Tuesday, January 4, 2011

Spanish practices........

Like Churchill’s pudding, this missive has no theme. There has been nothing happening lately that commands exclusive attention, so it will be ‘a thing of shreds and patches’.

After the Xmas hiatus in the political panto, the world seems to be returning to its customary state of deranged equilibrium. Here, for example, is F&CO advice to travellers:

‘There is a high threat of terrorism in Thailand. Bomb and grenade attacks have been indiscriminate, including in places visited by expatriates and foreign travellers. Sporadic attacks continue in Bangkok and around Chiang Mai. Since the beginning of 2010, there have been 114 reported explosions in Bangkok and the surrounding provinces’.

Who writes this damaging rubbish? Does the F&CO ever weigh its words against their possible impact, particularly on the tourist trade? It’s true that a few grenades were chucked around during the riots last year, but apart from the Muslim south, ‘terrorism’ is virtually unknown. F&CO is confusing terrorism with violent political demonstrations. Surely the two countries most at risk from terrorism, apart from its birthplace, Israel (which invented terrorism as an acceptable political weapon under the British Mandate) are the UK and the US. Does the F&CO describe them as having a ‘major terrorist threat?

More dottiness in Spain.

It has a financial crisis that observers say makes Ireland’s problem look like a walk in the park. So what is the first piece of legislation passed in the New Year? Why, a draconian smoking ban – in a country where the hospitality industry is huge. Spain is Europe’s fourth largest tobacco-grower. It receives large subsidies under the CAP (yes, the EU subsidises tobacco at the same time as spending taxpayers’ money on promoting smoking bans – no surprise there, then). Have they not learnt from the experience in UK and Ireland, where pubs are closing daily because of the loss of custom, or that in Ireland recently published figures show that smoking has gone up since the ban, especially amongst the under-25s?
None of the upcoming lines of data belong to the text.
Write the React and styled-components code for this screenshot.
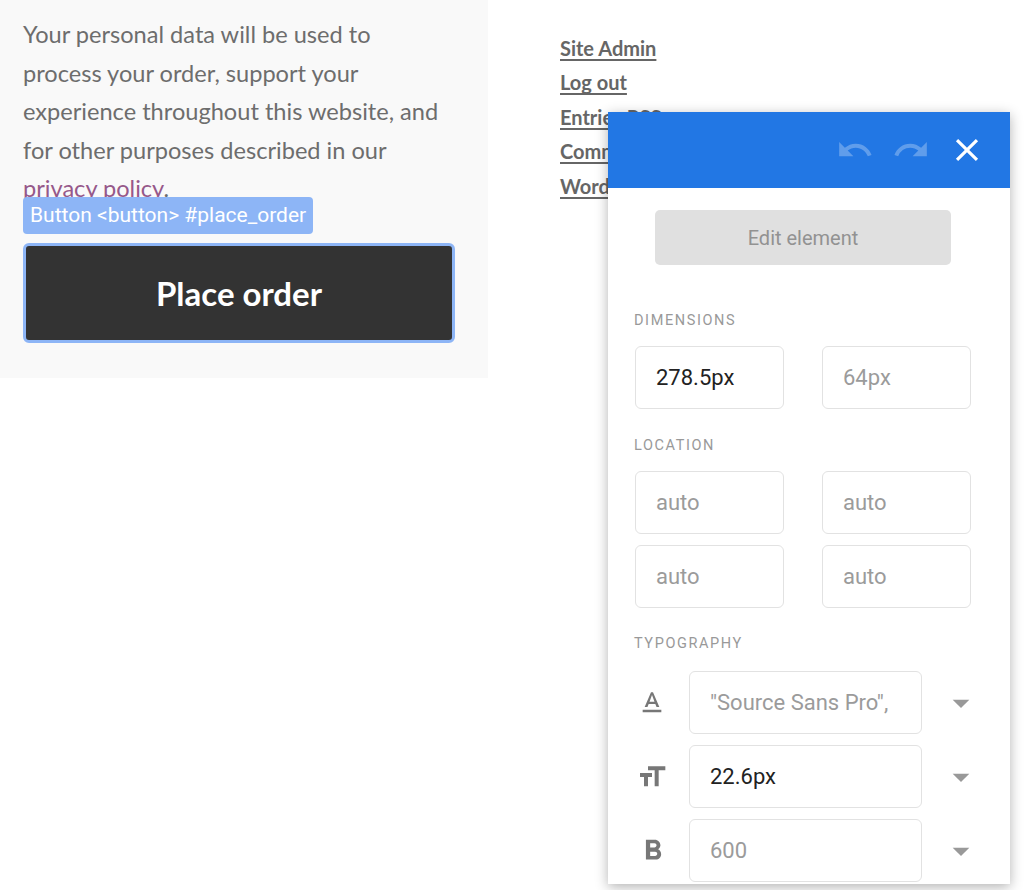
import styled, {createGlobalStyle} from "styled-components";
import {MdUndo, MdRedo, MdClose, MdArrowDropDown, MdTextFormat, MdFormatSize, MdFormatBold} from "react-icons/md";

const GlobalStyle = createGlobalStyle`
    html, body {
        margin: 0;
        padding: 0;
        background: #fff;
    }
    body {
        width: 1024px;
        height: 890px;
        overflow: hidden;
        font-family: Lato, "Noto Sans", sans-serif;
    }
`;

const Page = styled.div`
    position: relative;
    display: flex;
    align-items: flex-start;
    gap: 72px;
    height: 890px;
`;

const Checkout = styled.div`
    width: 488px;
    box-sizing: border-box;
    padding: 15px 40px 35px 23px;
    background: #f9f9f9;
`;

const Terms = styled.p`
    margin: 0;
    font-size: 23.6px;
    line-height: 38.5px;
    color: #6d6d6d;
`;

const PolicyLink = styled.a`
    color: #96588a;
    text-decoration: none;
`;

const ButtonWrap = styled.div`
    position: relative;
    margin-top: 35px;
`;

const Tag = styled.div`
    position: absolute;
    left: 0;
    top: -46px;
    height: 37px;
    padding: 0 7px;
    display: flex;
    align-items: center;
    background: #8db5f6;
    border-radius: 4px;
    color: #fff;
    font-family: Roboto, sans-serif;
    font-size: 21px;
    white-space: nowrap;
`;

const PlaceOrder = styled.button`
    display: block;
    width: 432px;
    height: 100px;
    background: #333;
    border: 3px solid #8db5f6;
    border-radius: 6px;
    color: #fff;
    font-family: Lato, sans-serif;
    font-weight: 700;
    font-size: 33px;
    cursor: pointer;
`;

const Sidebar = styled.ul`
    list-style: none;
    margin: 0;
    padding: 31px 0 0;
`;

const SideLink = styled.li`
    font-size: 20px;
    font-weight: 700;
    line-height: 34.4px;
    color: #666;
    text-decoration: underline;
    text-underline-offset: 3px;
`;

const Panel = styled.div`
    position: absolute;
    left: 608px;
    top: 112px;
    width: 402px;
    height: 772px;
    background: #fff;
    box-shadow: 0 3px 12px rgba(0, 0, 0, 0.3);
    overflow: hidden;
    font-family: Roboto, sans-serif;
`;

const Header = styled.div`
    height: 76px;
    background: #2277e4;
    display: flex;
    align-items: center;
    justify-content: flex-end;
    gap: 18px;
    padding-right: 24px;
`;

const HeadIcon = styled.span`
    display: flex;
    color: #fff;
    opacity: ${p => p.$faded ? 0.28 : 1};
`;

const Body = styled.div`
    padding: 22px 26px 0 26px;
`;

const EditButton = styled.div`
    width: 296px;
    height: 55px;
    margin-left: 21px;
    background: #e0e0e0;
    border-radius: 5px;
    color: #929292;
    font-size: 20px;
    display: flex;
    align-items: center;
    justify-content: center;
`;

const Section = styled.div`
    margin-top: ${p => p.$top}px;
    font-size: 14.5px;
    letter-spacing: 1.6px;
    color: #999;
    line-height: 20px;
`;

const Grid = styled.div`
    margin-top: 15px;
    margin-left: 1px;
    display: grid;
    grid-template-columns: 149px 149px;
    column-gap: 38px;
    row-gap: 11px;
`;

const Field = styled.div`
    box-sizing: border-box;
    height: 63px;
    width: ${p => p.$w ? p.$w + "px" : "auto"};
    border: 1.5px solid #e2e2e2;
    border-radius: 6px;
    padding-left: 20px;
    display: flex;
    align-items: center;
    font-size: 22px;
    color: ${p => p.$filled ? "#222" : "#9b9b9b"};
    white-space: nowrap;
    overflow: hidden;
`;

const TypoList = styled.div`
    margin-top: 17px;
    display: flex;
    flex-direction: column;
    gap: 11px;
`;

const TypoRow = styled.div`
    display: flex;
    align-items: center;
`;

const RowIcon = styled.span`
    width: 53px;
    display: flex;
    justify-content: flex-start;
    padding-left: 2px;
    color: #777;
`;

const Caret = styled.span`
    display: flex;
    margin-left: 19px;
    color: #999;
`;

export default function App() {
    return (
        <>
            <GlobalStyle />
            <Page>
                <Checkout>
                    <Terms>
                        Your personal data will be used to process your order, support your experience throughout this website, and for other purposes described in our <PolicyLink href="#">privacy policy</PolicyLink>.
                    </Terms>
                    <ButtonWrap>
                        <Tag>Button &lt;button&gt; #place_order</Tag>
                        <PlaceOrder>Place order</PlaceOrder>
                    </ButtonWrap>
                </Checkout>
                <Sidebar>
                    <SideLink>Site Admin</SideLink>
                    <SideLink>Log out</SideLink>
                    <SideLink>Entries RSS</SideLink>
                    <SideLink>Comments RSS</SideLink>
                    <SideLink>WordPress.org</SideLink>
                </Sidebar>
                <Panel>
                    <Header>
                        <HeadIcon $faded><MdUndo size={38} /></HeadIcon>
                        <HeadIcon $faded><MdRedo size={38} /></HeadIcon>
                        <HeadIcon><MdClose size={38} /></HeadIcon>
                    </Header>
                    <Body>
                        <EditButton>Edit element</EditButton>
                        <Section $top={46}>DIMENSIONS</Section>
                        <Grid>
                            <Field $filled>278.5px</Field>
                            <Field>64px</Field>
                        </Grid>
                        <Section $top={27}>LOCATION</Section>
                        <Grid>
                            <Field>auto</Field>
                            <Field>auto</Field>
                            <Field>auto</Field>
                            <Field>auto</Field>
                        </Grid>
                        <Section $top={26}>TYPOGRAPHY</Section>
                        <TypoList>
                            <TypoRow>
                                <RowIcon><MdTextFormat size={32} /></RowIcon>
                                <Field $w={233}>"Source Sans Pro",</Field>
                                <Caret><MdArrowDropDown size={40} /></Caret>
                            </TypoRow>
                            <TypoRow>
                                <RowIcon><MdFormatSize size={32} /></RowIcon>
                                <Field $w={233} $filled>22.6px</Field>
                                <Caret><MdArrowDropDown size={40} /></Caret>
                            </TypoRow>
                            <TypoRow>
                                <RowIcon><MdFormatBold size={34} /></RowIcon>
                                <Field $w={233}>600</Field>
                                <Caret><MdArrowDropDown size={40} /></Caret>
                            </TypoRow>
                        </TypoList>
                    </Body>
                </Panel>
            </Page>
        </>
    );
}
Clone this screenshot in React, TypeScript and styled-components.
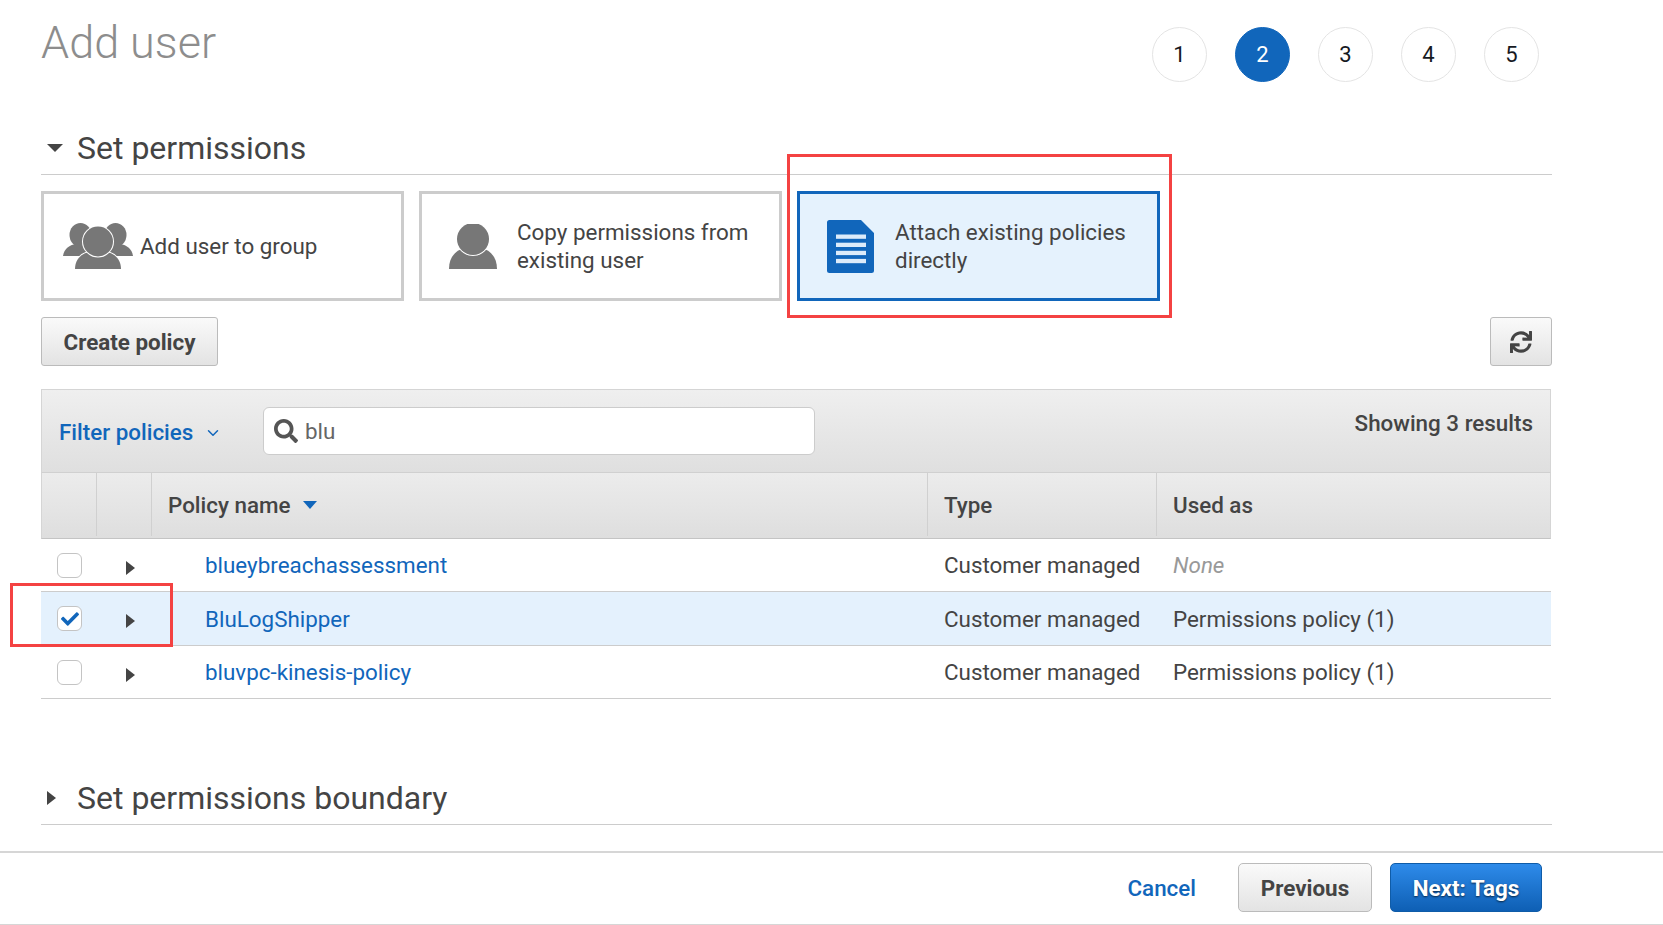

Back in the UK, people are now getting worried about the dangers from the proliferation of urban foxes, following attacks on children. There was photo in the DT of a monster that was twice the size of a rural fox, nearly as big as a large dog. Apparently this is because of them feeding mightily on the prolific food waste that is a feature of modern Britain. This is all a consequence of the hunting ban, a ludicrous and unenforceable law that occupied something like 700 hours of Parliamentary time whereas the debate on the Iraq war only took up about 17 hours of our masters' consideration.

They, of course, brushed aside the fact that hunting with hounds is the the most humane and environmentally-effective way of controlling population growth. Other measures are cruel and ineffective. Hunting culls the old, the sick and the unhealthy, and death is instantaneous and certain. Other methods don’t discriminate and often leave the animal wounded, to die miserably. The outcome of banning deer-hunting is that they have proliferated to such an extent that they are becoming a major traffic hazard. At least as important is that diseased animals are no longer taken out, with the result that they are spreading infection amongst farm animals.

Needless to say, the townies and bunny huggers won’t listen.

One of the consequences of Wikileaks is that the well-turned apercu is likely to disappear from diplomatic dispatches. When I was working on elections in Pakistan, the British High Commissioner gave me a copy of his note to the F&CO about the conduct of the EU election observer mission. It was hilarious. Concerning the French representative he wrote ‘ The French Government representative arrived with gorgeous pouting Rita Chevrolet, checked in to a five-star hotel, never to be seen again’.